[To do]
Only the pictures are left out: repeat the rest of the entries exactly.

[Supplied material]
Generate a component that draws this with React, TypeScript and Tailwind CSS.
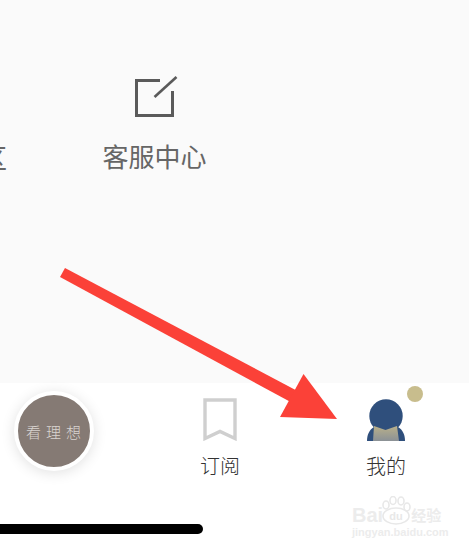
import React from 'react';

const cjk = '[font-family:"Noto_Sans_CJK_SC","Noto_Sans",sans-serif]';

function NavItem({ label, children }: { label: string; children: React.ReactNode }) {
  return (
    <div className="w-[166px] shrink-0 flex flex-col items-center">
      <div className="h-[45px] flex items-end justify-center">{children}</div>
      <span className="mt-[12px] text-[20px] leading-[26px] font-light text-[#333]">{label}</span>
    </div>
  );
}

export default function App() {
  return (
    <div className={`relative w-[469px] h-[550px] overflow-hidden bg-white ${cjk}`}>
      {/* top grid */}
      <div className="h-[383px] bg-[#fafafa] overflow-hidden pt-[75px]">
        <div className="flex -ml-[32px]">
          <div className="w-[39px] shrink-0 pt-[65px] flex justify-end">
            <span className="block text-[26px] leading-[34px] text-[#666] whitespace-nowrap">区</span>
          </div>
          <div className="ml-[96px] w-[103px] shrink-0 flex flex-col items-center">
            <svg className="overflow-visible" width="42" height="43" viewBox="0 0 42 43" fill="none" stroke="#5a5a5a" strokeWidth="3">
              <path d="M26 5.5H2.5V40.5H38.5V16" />
              <path d="M20.5 22L42.5 2" strokeWidth="2.6" />
            </svg>
            <span className="mt-[21px] text-[26px] leading-[34px] text-[#666] whitespace-nowrap">客服中心</span>
          </div>
        </div>
      </div>

      {/* bottom nav */}
      <div className="h-[167px] bg-white flex flex-col">
        <div className="flex -ml-[29px] pt-[13px]">
          <div className="w-[166px] shrink-0 flex justify-center">
            <div className="w-[80px] h-[80px] -mt-[5px] -ml-[1px] rounded-full bg-[#857a74] border-[4px] border-white shadow-[0_2px_14px_rgba(0,0,0,0.12)] flex items-center justify-center">
              <span className="text-[15px] leading-none text-[#d9d4d0] tracking-[5px] pl-[5px] font-light whitespace-nowrap">看理想</span>
            </div>
          </div>
          <NavItem label="订阅">
            <svg width="34" height="43" viewBox="0 0 34 43" fill="none" stroke="#cfcfcf" strokeWidth="3.4">
              <path d="M2 2H32V40.5L17 33.5L2 40.5Z" />
            </svg>
          </NavItem>
          <NavItem label="我的">
            <div className="relative w-[40px] h-[42px]">
              <svg width="40" height="42" viewBox="0 0 40 42">
                <defs>
                  <linearGradient id="chest" x1="0" y1="0" x2="0" y2="1">
                    <stop offset="0" stopColor="#b9b08a" />
                    <stop offset="1" stopColor="#8b9196" />
                  </linearGradient>
                </defs>
                <path d="M1 42C1 36 3 31 8 28H32C37 31 39 36 39 42Z" fill="#2f4f7c" />
                <circle cx="20" cy="17" r="16.7" fill="#2f4f7c" />
                <path d="M8 27L19.5 31L31 27L33 42H7Z" fill="url(#chest)" />
              </svg>
              <div className="absolute -top-[13px] left-[41px] w-[16px] h-[16px] rounded-full bg-[#c8bd8d]" />
            </div>
          </NavItem>
        </div>
        <div className="mt-auto mb-[16px] w-[203px] h-[10px] bg-black rounded-r-full" />
      </div>

      {/* red arrow annotation */}
      <svg className="absolute left-0 top-0" width="469" height="550" viewBox="0 0 469 550">
        <path d="M60 277L65 268L305 395L298 406Z" fill="#fb4138" />
        <path d="M303.5 374L337 419L280 417Z" fill="#fb4138" />
      </svg>

      {/* watermark */}
      <div className="absolute left-[352px] top-[496px] w-[90px] flex flex-col text-[#ececec]">
        <div className="relative flex items-end h-[29px] font-['Liberation_Sans',sans-serif] text-[20px] leading-[20px] font-bold">
          <span>Bai</span>
          <svg className="absolute left-[29px] top-0" width="30" height="29" viewBox="0 0 30 29" fill="none" stroke="#e8e8e8" strokeWidth="1.6">
            <ellipse cx="15" cy="20" rx="13" ry="8" />
            <ellipse cx="5" cy="9" rx="3" ry="4" />
            <ellipse cx="12" cy="4.5" rx="3" ry="4" />
            <ellipse cx="20" cy="5" rx="3" ry="4" />
            <ellipse cx="26" cy="11" rx="3" ry="4" />
            <text x="15" y="24" textAnchor="middle" fontSize="11" fontWeight="700" fill="#e8e8e8" stroke="none">du</text>
          </svg>
          <span className={`ml-[28px] text-[15px] ${cjk}`}>经验</span>
        </div>
        <span className="font-['Liberation_Sans',sans-serif] text-[11px] leading-[12px] mt-[1px] font-bold whitespace-nowrap">jingyan.baidu.com</span>
      </div>
    </div>
  );
}
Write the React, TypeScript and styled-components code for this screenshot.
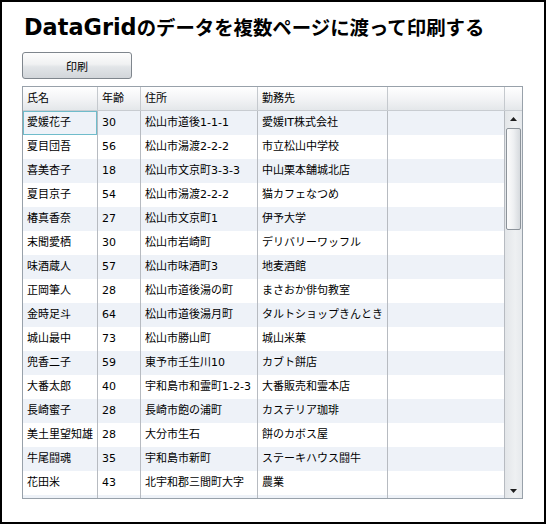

[Expected output]
Generate a component that draws this with React, TypeScript and Tailwind CSS.
import React from 'react';

const cjk = '[font-family:"Noto_Sans_CJK_SC","Noto_Sans",sans-serif]';

function NavItem({ label, children }: { label: string; children: React.ReactNode }) {
  return (
    <div className="w-[166px] shrink-0 flex flex-col items-center">
      <div className="h-[45px] flex items-end justify-center">{children}</div>
      <span className="mt-[12px] text-[20px] leading-[26px] font-light text-[#333]">{label}</span>
    </div>
  );
}

export default function App() {
  return (
    <div className={`relative w-[469px] h-[550px] overflow-hidden bg-white ${cjk}`}>
      {/* top grid */}
      <div className="h-[383px] bg-[#fafafa] overflow-hidden pt-[75px]">
        <div className="flex -ml-[32px]">
          <div className="w-[39px] shrink-0 pt-[65px] flex justify-end">
            <span className="block text-[26px] leading-[34px] text-[#666] whitespace-nowrap">区</span>
          </div>
          <div className="ml-[96px] w-[103px] shrink-0 flex flex-col items-center">
            <svg className="overflow-visible" width="42" height="43" viewBox="0 0 42 43" fill="none" stroke="#5a5a5a" strokeWidth="3">
              <path d="M26 5.5H2.5V40.5H38.5V16" />
              <path d="M20.5 22L42.5 2" strokeWidth="2.6" />
            </svg>
            <span className="mt-[21px] text-[26px] leading-[34px] text-[#666] whitespace-nowrap">客服中心</span>
          </div>
        </div>
      </div>

      {/* bottom nav */}
      <div className="h-[167px] bg-white flex flex-col">
        <div className="flex -ml-[29px] pt-[13px]">
          <div className="w-[166px] shrink-0 flex justify-center">
            <div className="w-[80px] h-[80px] -mt-[5px] -ml-[1px] rounded-full bg-[#857a74] border-[4px] border-white shadow-[0_2px_14px_rgba(0,0,0,0.12)] flex items-center justify-center">
              <span className="text-[15px] leading-none text-[#d9d4d0] tracking-[5px] pl-[5px] font-light whitespace-nowrap">看理想</span>
            </div>
          </div>
          <NavItem label="订阅">
            <svg width="34" height="43" viewBox="0 0 34 43" fill="none" stroke="#cfcfcf" strokeWidth="3.4">
              <path d="M2 2H32V40.5L17 33.5L2 40.5Z" />
            </svg>
          </NavItem>
          <NavItem label="我的">
            <div className="relative w-[40px] h-[42px]">
              <svg width="40" height="42" viewBox="0 0 40 42">
                <defs>
                  <linearGradient id="chest" x1="0" y1="0" x2="0" y2="1">
                    <stop offset="0" stopColor="#b9b08a" />
                    <stop offset="1" stopColor="#8b9196" />
                  </linearGradient>
                </defs>
                <path d="M1 42C1 36 3 31 8 28H32C37 31 39 36 39 42Z" fill="#2f4f7c" />
                <circle cx="20" cy="17" r="16.7" fill="#2f4f7c" />
                <path d="M8 27L19.5 31L31 27L33 42H7Z" fill="url(#chest)" />
              </svg>
              <div className="absolute -top-[13px] left-[41px] w-[16px] h-[16px] rounded-full bg-[#c8bd8d]" />
            </div>
          </NavItem>
        </div>
        <div className="mt-auto mb-[16px] w-[203px] h-[10px] bg-black rounded-r-full" />
      </div>

      {/* red arrow annotation */}
      <svg className="absolute left-0 top-0" width="469" height="550" viewBox="0 0 469 550">
        <path d="M60 277L65 268L305 395L298 406Z" fill="#fb4138" />
        <path d="M303.5 374L337 419L280 417Z" fill="#fb4138" />
      </svg>

      {/* watermark */}
      <div className="absolute left-[352px] top-[496px] w-[90px] flex flex-col text-[#ececec]">
        <div className="relative flex items-end h-[29px] font-['Liberation_Sans',sans-serif] text-[20px] leading-[20px] font-bold">
          <span>Bai</span>
          <svg className="absolute left-[29px] top-0" width="30" height="29" viewBox="0 0 30 29" fill="none" stroke="#e8e8e8" strokeWidth="1.6">
            <ellipse cx="15" cy="20" rx="13" ry="8" />
            <ellipse cx="5" cy="9" rx="3" ry="4" />
            <ellipse cx="12" cy="4.5" rx="3" ry="4" />
            <ellipse cx="20" cy="5" rx="3" ry="4" />
            <ellipse cx="26" cy="11" rx="3" ry="4" />
            <text x="15" y="24" textAnchor="middle" fontSize="11" fontWeight="700" fill="#e8e8e8" stroke="none">du</text>
          </svg>
          <span className={`ml-[28px] text-[15px] ${cjk}`}>经验</span>
        </div>
        <span className="font-['Liberation_Sans',sans-serif] text-[11px] leading-[12px] mt-[1px] font-bold whitespace-nowrap">jingyan.baidu.com</span>
      </div>
    </div>
  );
}
Write the React, TypeScript and styled-components code for this screenshot.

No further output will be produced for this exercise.